## SUPPLIED DATA:
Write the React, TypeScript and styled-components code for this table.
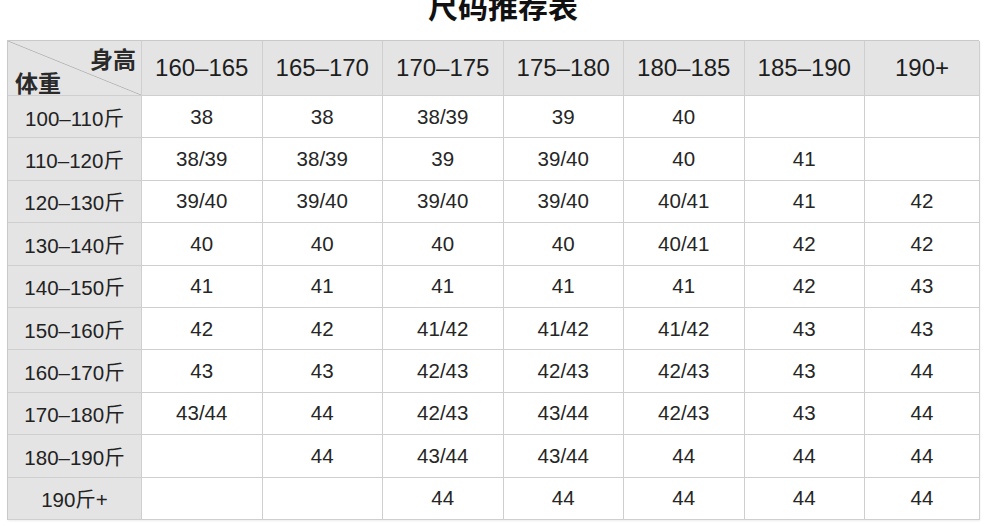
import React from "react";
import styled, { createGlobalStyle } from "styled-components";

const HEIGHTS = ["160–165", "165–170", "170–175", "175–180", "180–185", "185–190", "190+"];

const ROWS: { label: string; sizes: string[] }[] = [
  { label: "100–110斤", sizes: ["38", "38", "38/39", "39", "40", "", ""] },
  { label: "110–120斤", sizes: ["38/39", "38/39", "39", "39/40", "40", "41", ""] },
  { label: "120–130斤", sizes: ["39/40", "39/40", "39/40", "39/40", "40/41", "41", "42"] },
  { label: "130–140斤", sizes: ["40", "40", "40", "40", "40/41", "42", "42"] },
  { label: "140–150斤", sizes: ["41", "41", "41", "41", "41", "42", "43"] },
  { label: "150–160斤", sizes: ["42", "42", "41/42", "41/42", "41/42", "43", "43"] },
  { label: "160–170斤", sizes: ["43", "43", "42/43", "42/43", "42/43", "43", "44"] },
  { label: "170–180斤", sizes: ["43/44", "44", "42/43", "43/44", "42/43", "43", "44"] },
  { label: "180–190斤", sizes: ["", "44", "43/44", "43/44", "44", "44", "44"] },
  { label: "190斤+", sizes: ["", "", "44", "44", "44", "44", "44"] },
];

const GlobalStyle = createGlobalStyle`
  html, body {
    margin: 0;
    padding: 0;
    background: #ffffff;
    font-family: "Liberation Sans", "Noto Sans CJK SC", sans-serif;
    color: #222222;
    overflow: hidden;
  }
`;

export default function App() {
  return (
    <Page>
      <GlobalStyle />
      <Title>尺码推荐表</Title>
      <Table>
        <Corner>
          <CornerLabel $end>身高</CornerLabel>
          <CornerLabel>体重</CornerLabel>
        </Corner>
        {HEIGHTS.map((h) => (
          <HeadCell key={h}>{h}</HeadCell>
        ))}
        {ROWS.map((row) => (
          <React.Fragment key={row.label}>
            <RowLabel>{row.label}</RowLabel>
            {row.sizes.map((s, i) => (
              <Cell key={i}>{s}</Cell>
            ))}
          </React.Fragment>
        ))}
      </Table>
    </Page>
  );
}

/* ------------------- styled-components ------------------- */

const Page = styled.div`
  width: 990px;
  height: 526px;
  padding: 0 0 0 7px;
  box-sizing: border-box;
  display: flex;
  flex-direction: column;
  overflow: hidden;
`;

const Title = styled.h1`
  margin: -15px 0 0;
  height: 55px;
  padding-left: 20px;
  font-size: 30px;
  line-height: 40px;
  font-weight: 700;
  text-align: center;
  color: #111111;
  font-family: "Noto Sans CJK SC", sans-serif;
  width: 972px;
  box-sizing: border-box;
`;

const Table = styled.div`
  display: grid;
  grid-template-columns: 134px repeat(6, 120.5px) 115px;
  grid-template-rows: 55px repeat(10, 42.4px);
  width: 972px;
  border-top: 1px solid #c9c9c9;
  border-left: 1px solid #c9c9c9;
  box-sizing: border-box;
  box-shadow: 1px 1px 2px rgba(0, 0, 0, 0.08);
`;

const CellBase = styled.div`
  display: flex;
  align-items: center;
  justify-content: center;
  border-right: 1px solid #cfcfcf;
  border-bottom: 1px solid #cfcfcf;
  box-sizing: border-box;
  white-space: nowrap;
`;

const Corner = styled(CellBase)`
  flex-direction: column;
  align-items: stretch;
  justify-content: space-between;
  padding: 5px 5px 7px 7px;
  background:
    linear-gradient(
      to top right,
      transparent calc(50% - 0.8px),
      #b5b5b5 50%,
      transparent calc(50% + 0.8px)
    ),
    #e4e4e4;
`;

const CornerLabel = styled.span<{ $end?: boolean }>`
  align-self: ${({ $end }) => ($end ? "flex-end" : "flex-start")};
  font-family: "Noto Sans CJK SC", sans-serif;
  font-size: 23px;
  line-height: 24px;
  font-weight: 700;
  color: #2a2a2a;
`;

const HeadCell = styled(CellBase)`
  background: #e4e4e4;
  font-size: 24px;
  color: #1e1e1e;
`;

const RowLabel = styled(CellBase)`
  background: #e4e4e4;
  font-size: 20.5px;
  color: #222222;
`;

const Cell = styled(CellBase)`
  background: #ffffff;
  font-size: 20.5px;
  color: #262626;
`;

## REQUIRED WORK:
Give back the whole listing as it stands, minus its pictures.

## EXPECTED ANSWER:
Write the React, TypeScript and styled-components code for this table.
import React from "react";
import styled, { createGlobalStyle } from "styled-components";

const HEIGHTS = ["160–165", "165–170", "170–175", "175–180", "180–185", "185–190", "190+"];

const ROWS: { label: string; sizes: string[] }[] = [
  { label: "100–110斤", sizes: ["38", "38", "38/39", "39", "40", "", ""] },
  { label: "110–120斤", sizes: ["38/39", "38/39", "39", "39/40", "40", "41", ""] },
  { label: "120–130斤", sizes: ["39/40", "39/40", "39/40", "39/40", "40/41", "41", "42"] },
  { label: "130–140斤", sizes: ["40", "40", "40", "40", "40/41", "42", "42"] },
  { label: "140–150斤", sizes: ["41", "41", "41", "41", "41", "42", "43"] },
  { label: "150–160斤", sizes: ["42", "42", "41/42", "41/42", "41/42", "43", "43"] },
  { label: "160–170斤", sizes: ["43", "43", "42/43", "42/43", "42/43", "43", "44"] },
  { label: "170–180斤", sizes: ["43/44", "44", "42/43", "43/44", "42/43", "43", "44"] },
  { label: "180–190斤", sizes: ["", "44", "43/44", "43/44", "44", "44", "44"] },
  { label: "190斤+", sizes: ["", "", "44", "44", "44", "44", "44"] },
];

const GlobalStyle = createGlobalStyle`
  html, body {
    margin: 0;
    padding: 0;
    background: #ffffff;
    font-family: "Liberation Sans", "Noto Sans CJK SC", sans-serif;
    color: #222222;
    overflow: hidden;
  }
`;

export default function App() {
  return (
    <Page>
      <GlobalStyle />
      <Title>尺码推荐表</Title>
      <Table>
        <Corner>
          <CornerLabel $end>身高</CornerLabel>
          <CornerLabel>体重</CornerLabel>
        </Corner>
        {HEIGHTS.map((h) => (
          <HeadCell key={h}>{h}</HeadCell>
        ))}
        {ROWS.map((row) => (
          <React.Fragment key={row.label}>
            <RowLabel>{row.label}</RowLabel>
            {row.sizes.map((s, i) => (
              <Cell key={i}>{s}</Cell>
            ))}
          </React.Fragment>
        ))}
      </Table>
    </Page>
  );
}

/* ------------------- styled-components ------------------- */

const Page = styled.div`
  width: 990px;
  height: 526px;
  padding: 0 0 0 7px;
  box-sizing: border-box;
  display: flex;
  flex-direction: column;
  overflow: hidden;
`;

const Title = styled.h1`
  margin: -15px 0 0;
  height: 55px;
  padding-left: 20px;
  font-size: 30px;
  line-height: 40px;
  font-weight: 700;
  text-align: center;
  color: #111111;
  font-family: "Noto Sans CJK SC", sans-serif;
  width: 972px;
  box-sizing: border-box;
`;

const Table = styled.div`
  display: grid;
  grid-template-columns: 134px repeat(6, 120.5px) 115px;
  grid-template-rows: 55px repeat(10, 42.4px);
  width: 972px;
  border-top: 1px solid #c9c9c9;
  border-left: 1px solid #c9c9c9;
  box-sizing: border-box;
  box-shadow: 1px 1px 2px rgba(0, 0, 0, 0.08);
`;

const CellBase = styled.div`
  display: flex;
  align-items: center;
  justify-content: center;
  border-right: 1px solid #cfcfcf;
  border-bottom: 1px solid #cfcfcf;
  box-sizing: border-box;
  white-space: nowrap;
`;

const Corner = styled(CellBase)`
  flex-direction: column;
  align-items: stretch;
  justify-content: space-between;
  padding: 5px 5px 7px 7px;
  background:
    linear-gradient(
      to top right,
      transparent calc(50% - 0.8px),
      #b5b5b5 50%,
      transparent calc(50% + 0.8px)
    ),
    #e4e4e4;
`;

const CornerLabel = styled.span<{ $end?: boolean }>`
  align-self: ${({ $end }) => ($end ? "flex-end" : "flex-start")};
  font-family: "Noto Sans CJK SC", sans-serif;
  font-size: 23px;
  line-height: 24px;
  font-weight: 700;
  color: #2a2a2a;
`;

const HeadCell = styled(CellBase)`
  background: #e4e4e4;
  font-size: 24px;
  color: #1e1e1e;
`;

const RowLabel = styled(CellBase)`
  background: #e4e4e4;
  font-size: 20.5px;
  color: #222222;
`;

const Cell = styled(CellBase)`
  background: #ffffff;
  font-size: 20.5px;
  color: #262626;
`;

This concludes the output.